> _What to work on_
Please transcribe the data that follows without the pictures, keeping every word the same.

::: Stored data :::

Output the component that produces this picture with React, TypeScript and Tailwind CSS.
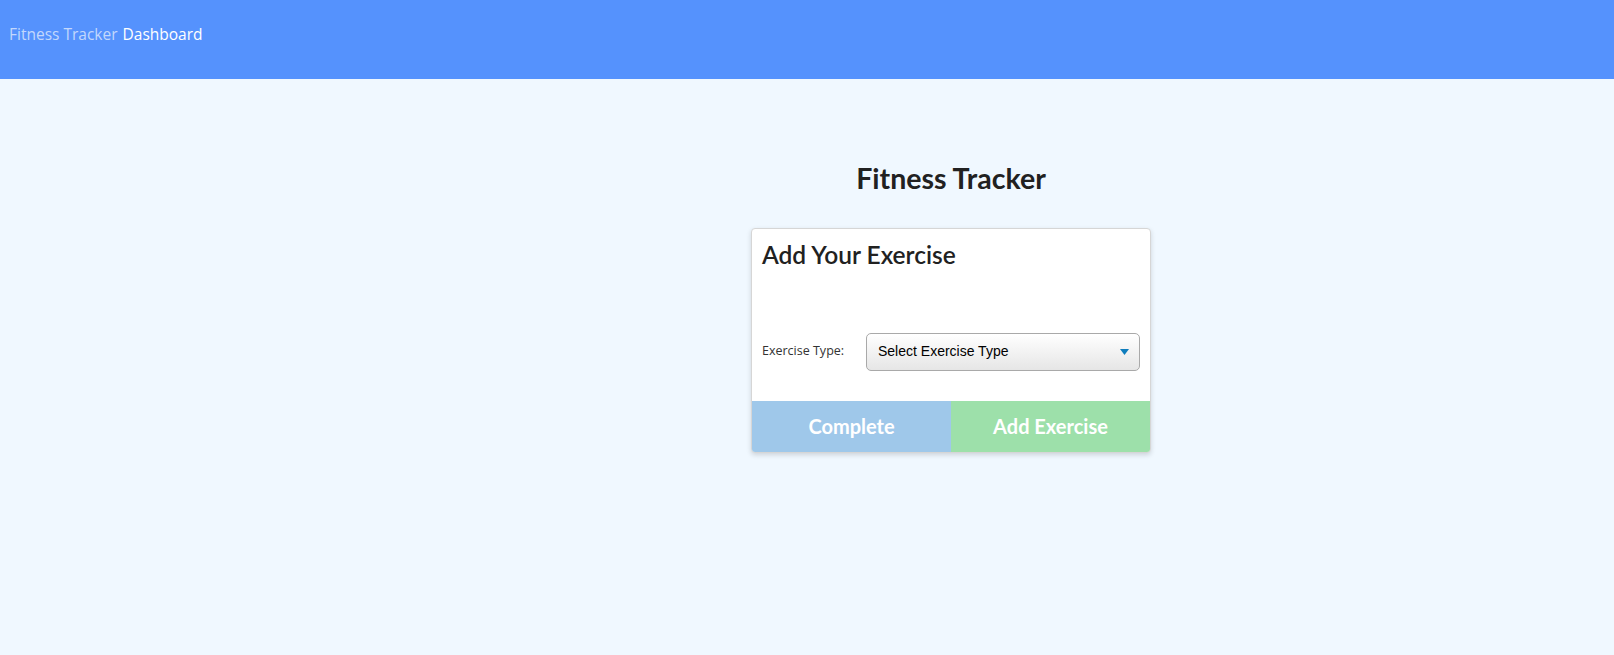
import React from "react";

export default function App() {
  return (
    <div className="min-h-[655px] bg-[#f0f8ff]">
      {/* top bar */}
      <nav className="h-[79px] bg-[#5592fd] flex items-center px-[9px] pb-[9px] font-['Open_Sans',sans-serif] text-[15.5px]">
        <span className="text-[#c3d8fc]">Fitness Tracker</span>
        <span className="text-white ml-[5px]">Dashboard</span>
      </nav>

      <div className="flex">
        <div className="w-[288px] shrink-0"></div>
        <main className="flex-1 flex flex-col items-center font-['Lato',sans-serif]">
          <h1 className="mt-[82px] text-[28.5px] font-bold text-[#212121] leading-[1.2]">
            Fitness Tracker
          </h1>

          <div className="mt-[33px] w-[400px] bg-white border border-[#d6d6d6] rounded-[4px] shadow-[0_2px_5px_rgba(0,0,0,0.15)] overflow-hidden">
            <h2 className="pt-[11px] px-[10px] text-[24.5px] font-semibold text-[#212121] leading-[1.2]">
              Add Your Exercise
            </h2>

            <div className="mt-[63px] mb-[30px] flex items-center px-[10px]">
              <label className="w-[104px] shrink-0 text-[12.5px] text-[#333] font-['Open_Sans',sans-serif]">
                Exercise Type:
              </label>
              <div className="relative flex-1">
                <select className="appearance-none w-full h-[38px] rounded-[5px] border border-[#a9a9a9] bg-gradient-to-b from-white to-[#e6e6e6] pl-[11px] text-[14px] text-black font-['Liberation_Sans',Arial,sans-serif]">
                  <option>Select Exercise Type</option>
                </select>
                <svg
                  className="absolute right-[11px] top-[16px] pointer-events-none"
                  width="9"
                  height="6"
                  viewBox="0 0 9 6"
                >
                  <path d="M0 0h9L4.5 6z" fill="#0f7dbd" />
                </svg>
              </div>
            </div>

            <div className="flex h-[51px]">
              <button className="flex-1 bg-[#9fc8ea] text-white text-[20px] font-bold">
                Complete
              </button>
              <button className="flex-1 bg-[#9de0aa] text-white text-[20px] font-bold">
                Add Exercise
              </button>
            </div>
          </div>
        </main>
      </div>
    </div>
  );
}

:::

> _Task result_
Output the component that produces this picture with React, TypeScript and Tailwind CSS.
import React from "react";

export default function App() {
  return (
    <div className="min-h-[655px] bg-[#f0f8ff]">
      {/* top bar */}
      <nav className="h-[79px] bg-[#5592fd] flex items-center px-[9px] pb-[9px] font-['Open_Sans',sans-serif] text-[15.5px]">
        <span className="text-[#c3d8fc]">Fitness Tracker</span>
        <span className="text-white ml-[5px]">Dashboard</span>
      </nav>

      <div className="flex">
        <div className="w-[288px] shrink-0"></div>
        <main className="flex-1 flex flex-col items-center font-['Lato',sans-serif]">
          <h1 className="mt-[82px] text-[28.5px] font-bold text-[#212121] leading-[1.2]">
            Fitness Tracker
          </h1>

          <div className="mt-[33px] w-[400px] bg-white border border-[#d6d6d6] rounded-[4px] shadow-[0_2px_5px_rgba(0,0,0,0.15)] overflow-hidden">
            <h2 className="pt-[11px] px-[10px] text-[24.5px] font-semibold text-[#212121] leading-[1.2]">
              Add Your Exercise
            </h2>

            <div className="mt-[63px] mb-[30px] flex items-center px-[10px]">
              <label className="w-[104px] shrink-0 text-[12.5px] text-[#333] font-['Open_Sans',sans-serif]">
                Exercise Type:
              </label>
              <div className="relative flex-1">
                <select className="appearance-none w-full h-[38px] rounded-[5px] border border-[#a9a9a9] bg-gradient-to-b from-white to-[#e6e6e6] pl-[11px] text-[14px] text-black font-['Liberation_Sans',Arial,sans-serif]">
                  <option>Select Exercise Type</option>
                </select>
                <svg
                  className="absolute right-[11px] top-[16px] pointer-events-none"
                  width="9"
                  height="6"
                  viewBox="0 0 9 6"
                >
                  <path d="M0 0h9L4.5 6z" fill="#0f7dbd" />
                </svg>
              </div>
            </div>

            <div className="flex h-[51px]">
              <button className="flex-1 bg-[#9fc8ea] text-white text-[20px] font-bold">
                Complete
              </button>
              <button className="flex-1 bg-[#9de0aa] text-white text-[20px] font-bold">
                Add Exercise
              </button>
            </div>
          </div>
        </main>
      </div>
    </div>
  );
}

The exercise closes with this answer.